Carmen de Icaza fue una de las escritoras más leídas de los años cuarenta. Su novela Cristina Guzmán, profesora de idiomas se tradujo a todos los idiomas europeos y hasta Dolores Ibárruri, la Pasionaria, la leyó y disfrutó mientras vivía en la URSS.
Pero Carmen no fue solo una novelista de renombre. De alta sociedad, a la muerte de su padre empezó a trabajar como periodista para sacar adelante a sus hermanos pequeños. Durante la guerra civil fue una de las fundadoras del Auxilio Social —suyo es el lema «Ni un hogar sin lumbre, ni un español sin pan»—, aunque nunca dejó de desafiar los postulados de la Sección Femenina.
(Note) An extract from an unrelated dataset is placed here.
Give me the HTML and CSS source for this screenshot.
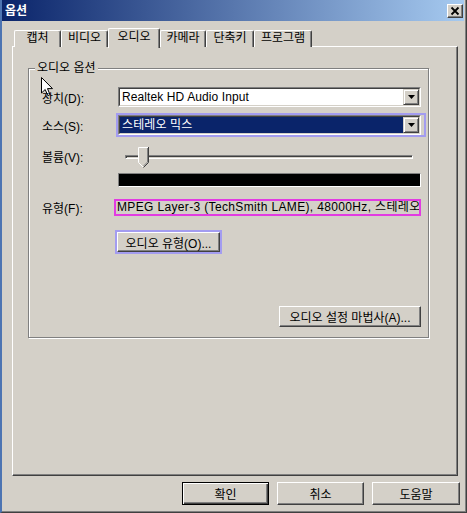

Y, ya mayor, se vio en la tesitura de tener que ser ella quien le contara a su sobrina, Carmen Díez de Rivera, hija de su hermana Sonsoles y de Ramón Serrano Suñer, quién era su verdadero padre.
Vivió una intensa y apasionada vida que Mari Pau Domínguez ha novelado con extraordinario pulso para sacar del olvido a una de aquellas mujeres que supieron alzar la mirada y sobrevolar posicionamientos políticos y rencillas ideológicas, buscando siempre lo que era justo.